[Stored data entries]
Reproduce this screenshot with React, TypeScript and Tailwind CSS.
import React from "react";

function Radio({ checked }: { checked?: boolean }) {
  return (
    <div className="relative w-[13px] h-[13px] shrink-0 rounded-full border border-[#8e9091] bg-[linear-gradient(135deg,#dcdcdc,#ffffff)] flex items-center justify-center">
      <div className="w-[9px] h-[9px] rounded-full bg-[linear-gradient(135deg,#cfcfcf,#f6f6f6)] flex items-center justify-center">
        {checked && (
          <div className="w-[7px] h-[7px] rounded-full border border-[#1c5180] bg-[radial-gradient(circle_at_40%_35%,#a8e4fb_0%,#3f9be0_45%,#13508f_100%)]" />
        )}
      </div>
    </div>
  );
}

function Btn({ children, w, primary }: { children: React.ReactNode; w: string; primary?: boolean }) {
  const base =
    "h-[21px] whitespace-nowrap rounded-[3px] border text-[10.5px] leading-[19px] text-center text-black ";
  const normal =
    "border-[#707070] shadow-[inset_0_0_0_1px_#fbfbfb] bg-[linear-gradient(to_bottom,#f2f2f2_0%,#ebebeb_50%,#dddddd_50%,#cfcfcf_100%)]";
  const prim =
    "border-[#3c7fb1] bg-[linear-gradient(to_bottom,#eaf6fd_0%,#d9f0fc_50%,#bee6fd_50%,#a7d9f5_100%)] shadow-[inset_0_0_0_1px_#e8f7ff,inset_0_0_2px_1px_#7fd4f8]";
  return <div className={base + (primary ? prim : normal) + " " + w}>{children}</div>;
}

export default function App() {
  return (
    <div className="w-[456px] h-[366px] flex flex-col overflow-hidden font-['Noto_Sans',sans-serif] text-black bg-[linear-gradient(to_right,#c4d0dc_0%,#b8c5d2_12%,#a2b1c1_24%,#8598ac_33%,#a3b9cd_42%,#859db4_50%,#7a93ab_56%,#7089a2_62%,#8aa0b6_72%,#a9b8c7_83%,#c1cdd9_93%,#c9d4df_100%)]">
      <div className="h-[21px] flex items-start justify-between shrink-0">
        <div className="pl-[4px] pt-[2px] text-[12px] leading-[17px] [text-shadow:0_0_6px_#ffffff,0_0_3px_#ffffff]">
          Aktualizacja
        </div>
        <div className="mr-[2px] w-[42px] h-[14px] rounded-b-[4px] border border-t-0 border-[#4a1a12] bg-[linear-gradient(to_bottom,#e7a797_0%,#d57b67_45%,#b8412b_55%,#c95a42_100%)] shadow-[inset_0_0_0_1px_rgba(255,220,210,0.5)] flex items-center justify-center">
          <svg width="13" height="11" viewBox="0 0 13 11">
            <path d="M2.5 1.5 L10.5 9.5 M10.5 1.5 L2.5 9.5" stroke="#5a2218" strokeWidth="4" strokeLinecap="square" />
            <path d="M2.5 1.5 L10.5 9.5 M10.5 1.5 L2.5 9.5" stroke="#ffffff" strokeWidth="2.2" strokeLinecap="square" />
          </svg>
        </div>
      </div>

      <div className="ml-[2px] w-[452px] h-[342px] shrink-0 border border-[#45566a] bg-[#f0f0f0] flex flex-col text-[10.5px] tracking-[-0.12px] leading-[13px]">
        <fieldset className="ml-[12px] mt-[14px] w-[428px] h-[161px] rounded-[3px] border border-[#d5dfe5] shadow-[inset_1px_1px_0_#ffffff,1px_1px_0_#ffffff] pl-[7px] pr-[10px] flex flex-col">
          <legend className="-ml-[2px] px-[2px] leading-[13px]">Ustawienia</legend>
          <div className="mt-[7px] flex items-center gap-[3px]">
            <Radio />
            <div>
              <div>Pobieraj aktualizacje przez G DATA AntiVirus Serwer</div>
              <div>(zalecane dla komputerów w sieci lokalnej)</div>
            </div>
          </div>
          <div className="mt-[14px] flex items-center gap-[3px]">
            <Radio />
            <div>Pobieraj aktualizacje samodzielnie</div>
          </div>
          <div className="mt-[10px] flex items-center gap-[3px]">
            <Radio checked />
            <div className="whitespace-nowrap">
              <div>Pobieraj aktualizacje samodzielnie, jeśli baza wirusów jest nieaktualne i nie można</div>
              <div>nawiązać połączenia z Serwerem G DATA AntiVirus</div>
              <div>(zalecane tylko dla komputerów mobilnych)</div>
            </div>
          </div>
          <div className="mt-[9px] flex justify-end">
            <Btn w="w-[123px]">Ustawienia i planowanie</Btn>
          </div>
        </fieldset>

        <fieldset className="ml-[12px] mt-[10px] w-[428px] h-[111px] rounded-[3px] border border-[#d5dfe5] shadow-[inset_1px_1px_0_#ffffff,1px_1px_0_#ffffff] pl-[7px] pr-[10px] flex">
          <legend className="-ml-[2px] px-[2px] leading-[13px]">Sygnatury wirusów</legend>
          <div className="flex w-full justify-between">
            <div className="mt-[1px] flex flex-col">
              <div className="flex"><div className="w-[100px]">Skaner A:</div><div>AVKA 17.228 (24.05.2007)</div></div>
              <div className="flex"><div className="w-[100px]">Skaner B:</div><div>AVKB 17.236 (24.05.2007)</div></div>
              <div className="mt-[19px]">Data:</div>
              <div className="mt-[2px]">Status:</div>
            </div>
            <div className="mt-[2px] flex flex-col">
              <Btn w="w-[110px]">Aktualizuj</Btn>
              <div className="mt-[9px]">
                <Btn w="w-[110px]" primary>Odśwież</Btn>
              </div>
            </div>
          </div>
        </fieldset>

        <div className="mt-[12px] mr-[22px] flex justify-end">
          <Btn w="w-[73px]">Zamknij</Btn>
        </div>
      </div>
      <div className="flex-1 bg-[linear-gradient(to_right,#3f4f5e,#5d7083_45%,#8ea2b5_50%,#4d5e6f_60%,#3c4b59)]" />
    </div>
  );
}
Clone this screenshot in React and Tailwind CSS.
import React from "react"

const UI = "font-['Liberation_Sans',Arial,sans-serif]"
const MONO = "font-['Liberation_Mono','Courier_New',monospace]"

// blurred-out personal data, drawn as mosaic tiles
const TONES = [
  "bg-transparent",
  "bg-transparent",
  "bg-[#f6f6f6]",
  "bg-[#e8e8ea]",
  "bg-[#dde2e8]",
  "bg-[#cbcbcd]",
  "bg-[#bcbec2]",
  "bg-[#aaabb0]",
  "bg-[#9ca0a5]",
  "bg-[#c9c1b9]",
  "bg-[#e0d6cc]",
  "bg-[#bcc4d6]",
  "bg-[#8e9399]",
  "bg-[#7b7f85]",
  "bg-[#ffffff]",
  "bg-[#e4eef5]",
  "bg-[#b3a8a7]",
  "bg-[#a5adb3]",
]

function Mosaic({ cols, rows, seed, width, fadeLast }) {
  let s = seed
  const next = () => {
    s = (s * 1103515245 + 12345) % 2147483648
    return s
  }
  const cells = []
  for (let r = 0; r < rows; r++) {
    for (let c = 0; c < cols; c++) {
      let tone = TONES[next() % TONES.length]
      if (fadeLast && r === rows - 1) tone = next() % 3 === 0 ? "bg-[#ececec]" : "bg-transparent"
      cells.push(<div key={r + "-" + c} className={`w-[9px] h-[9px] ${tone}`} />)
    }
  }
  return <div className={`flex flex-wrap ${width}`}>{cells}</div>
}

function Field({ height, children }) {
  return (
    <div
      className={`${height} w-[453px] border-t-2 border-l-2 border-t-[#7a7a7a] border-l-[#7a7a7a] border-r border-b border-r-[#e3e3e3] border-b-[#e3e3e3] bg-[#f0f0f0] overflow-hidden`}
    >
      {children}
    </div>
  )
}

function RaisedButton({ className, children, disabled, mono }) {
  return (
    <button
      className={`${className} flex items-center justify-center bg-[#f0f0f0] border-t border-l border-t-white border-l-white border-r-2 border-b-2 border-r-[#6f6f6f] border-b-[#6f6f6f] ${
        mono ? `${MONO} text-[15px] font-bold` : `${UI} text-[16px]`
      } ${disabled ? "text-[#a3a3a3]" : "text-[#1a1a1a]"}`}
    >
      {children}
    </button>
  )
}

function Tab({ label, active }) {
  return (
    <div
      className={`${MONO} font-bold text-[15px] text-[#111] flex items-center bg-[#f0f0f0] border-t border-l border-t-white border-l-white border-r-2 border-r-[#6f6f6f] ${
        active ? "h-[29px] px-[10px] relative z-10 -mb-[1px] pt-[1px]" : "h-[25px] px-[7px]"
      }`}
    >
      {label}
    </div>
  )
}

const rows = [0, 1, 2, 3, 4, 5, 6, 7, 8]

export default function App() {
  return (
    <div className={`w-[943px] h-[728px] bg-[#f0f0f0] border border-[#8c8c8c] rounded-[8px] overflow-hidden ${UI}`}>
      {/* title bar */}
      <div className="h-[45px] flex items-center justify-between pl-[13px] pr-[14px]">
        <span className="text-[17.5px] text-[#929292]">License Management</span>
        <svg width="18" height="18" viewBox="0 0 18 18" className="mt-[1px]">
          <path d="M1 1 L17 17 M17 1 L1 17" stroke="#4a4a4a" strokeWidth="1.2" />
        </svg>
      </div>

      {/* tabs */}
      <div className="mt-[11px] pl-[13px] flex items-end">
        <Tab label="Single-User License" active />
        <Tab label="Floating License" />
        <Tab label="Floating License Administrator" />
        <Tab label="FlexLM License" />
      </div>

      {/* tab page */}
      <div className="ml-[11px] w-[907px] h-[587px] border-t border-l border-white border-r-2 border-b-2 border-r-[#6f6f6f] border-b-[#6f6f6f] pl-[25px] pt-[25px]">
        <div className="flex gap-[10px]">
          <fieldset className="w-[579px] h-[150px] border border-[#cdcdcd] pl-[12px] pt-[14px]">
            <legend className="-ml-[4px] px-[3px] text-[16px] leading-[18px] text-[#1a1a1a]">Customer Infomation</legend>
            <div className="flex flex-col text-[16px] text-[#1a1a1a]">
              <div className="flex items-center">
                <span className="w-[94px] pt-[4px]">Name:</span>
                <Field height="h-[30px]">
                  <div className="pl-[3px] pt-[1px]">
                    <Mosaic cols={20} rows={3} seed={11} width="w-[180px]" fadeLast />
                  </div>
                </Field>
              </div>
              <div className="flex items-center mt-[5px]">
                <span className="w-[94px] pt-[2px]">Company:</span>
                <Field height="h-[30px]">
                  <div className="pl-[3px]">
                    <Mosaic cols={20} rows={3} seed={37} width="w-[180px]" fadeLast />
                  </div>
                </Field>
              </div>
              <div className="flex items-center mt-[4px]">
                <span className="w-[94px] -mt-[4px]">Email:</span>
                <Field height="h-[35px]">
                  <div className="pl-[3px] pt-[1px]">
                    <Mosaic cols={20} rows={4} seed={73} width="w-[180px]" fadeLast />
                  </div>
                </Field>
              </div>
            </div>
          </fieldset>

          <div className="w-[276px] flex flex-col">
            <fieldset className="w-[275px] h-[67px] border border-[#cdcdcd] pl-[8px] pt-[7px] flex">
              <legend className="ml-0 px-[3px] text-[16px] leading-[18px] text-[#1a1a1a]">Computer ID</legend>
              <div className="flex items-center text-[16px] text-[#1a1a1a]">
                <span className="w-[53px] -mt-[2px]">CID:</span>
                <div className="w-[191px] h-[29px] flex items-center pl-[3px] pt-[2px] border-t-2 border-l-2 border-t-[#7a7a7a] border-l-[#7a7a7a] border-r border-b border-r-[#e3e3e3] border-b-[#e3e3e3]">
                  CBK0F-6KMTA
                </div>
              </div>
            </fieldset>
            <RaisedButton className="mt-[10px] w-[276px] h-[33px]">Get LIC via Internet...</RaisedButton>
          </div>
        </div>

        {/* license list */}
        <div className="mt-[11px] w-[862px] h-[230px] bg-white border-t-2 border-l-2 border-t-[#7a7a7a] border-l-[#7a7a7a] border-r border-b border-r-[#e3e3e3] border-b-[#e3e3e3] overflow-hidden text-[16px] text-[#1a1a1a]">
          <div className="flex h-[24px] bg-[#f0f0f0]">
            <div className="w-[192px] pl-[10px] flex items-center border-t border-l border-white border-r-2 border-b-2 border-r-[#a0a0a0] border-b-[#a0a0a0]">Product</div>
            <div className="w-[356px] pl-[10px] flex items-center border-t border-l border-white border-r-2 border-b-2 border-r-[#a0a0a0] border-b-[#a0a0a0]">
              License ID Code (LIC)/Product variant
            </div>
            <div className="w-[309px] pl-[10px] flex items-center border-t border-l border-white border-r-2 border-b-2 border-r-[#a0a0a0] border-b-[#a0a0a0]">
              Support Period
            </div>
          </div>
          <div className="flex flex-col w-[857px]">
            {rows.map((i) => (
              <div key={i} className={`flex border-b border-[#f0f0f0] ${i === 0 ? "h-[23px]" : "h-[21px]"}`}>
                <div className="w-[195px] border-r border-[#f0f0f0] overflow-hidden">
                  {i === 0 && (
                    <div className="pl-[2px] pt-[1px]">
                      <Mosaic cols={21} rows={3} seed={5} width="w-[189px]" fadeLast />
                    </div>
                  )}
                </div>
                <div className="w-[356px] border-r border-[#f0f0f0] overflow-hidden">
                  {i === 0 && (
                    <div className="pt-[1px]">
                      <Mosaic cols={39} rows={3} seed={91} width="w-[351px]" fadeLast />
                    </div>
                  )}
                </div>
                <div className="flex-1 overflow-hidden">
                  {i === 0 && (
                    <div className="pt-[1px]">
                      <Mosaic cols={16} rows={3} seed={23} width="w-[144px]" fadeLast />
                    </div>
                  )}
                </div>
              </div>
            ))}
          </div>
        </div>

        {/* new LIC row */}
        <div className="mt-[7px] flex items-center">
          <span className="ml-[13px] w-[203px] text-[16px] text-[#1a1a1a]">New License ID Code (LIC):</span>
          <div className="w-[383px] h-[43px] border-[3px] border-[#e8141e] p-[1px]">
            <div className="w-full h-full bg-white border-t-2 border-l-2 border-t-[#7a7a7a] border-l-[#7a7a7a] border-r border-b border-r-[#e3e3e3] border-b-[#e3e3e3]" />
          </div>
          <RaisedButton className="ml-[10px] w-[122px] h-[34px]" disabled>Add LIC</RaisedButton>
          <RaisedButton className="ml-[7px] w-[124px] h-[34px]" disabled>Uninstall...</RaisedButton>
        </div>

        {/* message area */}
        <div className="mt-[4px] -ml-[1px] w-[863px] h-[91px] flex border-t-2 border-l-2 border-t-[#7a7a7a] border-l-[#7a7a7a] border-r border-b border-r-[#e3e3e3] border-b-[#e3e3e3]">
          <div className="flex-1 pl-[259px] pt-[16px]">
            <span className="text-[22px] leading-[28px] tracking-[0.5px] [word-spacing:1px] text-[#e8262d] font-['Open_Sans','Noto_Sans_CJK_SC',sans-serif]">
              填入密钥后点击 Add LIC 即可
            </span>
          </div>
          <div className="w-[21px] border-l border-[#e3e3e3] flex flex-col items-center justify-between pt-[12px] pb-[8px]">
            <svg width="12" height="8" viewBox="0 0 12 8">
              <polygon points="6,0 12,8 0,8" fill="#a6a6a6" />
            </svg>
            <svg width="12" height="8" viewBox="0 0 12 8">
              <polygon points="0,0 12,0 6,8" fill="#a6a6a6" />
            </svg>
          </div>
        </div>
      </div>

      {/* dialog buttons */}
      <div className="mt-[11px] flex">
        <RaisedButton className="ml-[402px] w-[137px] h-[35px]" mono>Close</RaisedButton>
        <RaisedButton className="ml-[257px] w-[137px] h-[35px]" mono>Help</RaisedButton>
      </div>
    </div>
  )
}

PROBLEM TO SOLVE:
From the listing above, copy every line that holds the string "Tailwind".

EXERCISE SOLUTION:
Reproduce this screenshot with React, TypeScript and Tailwind CSS.
Clone this screenshot in React and Tailwind CSS.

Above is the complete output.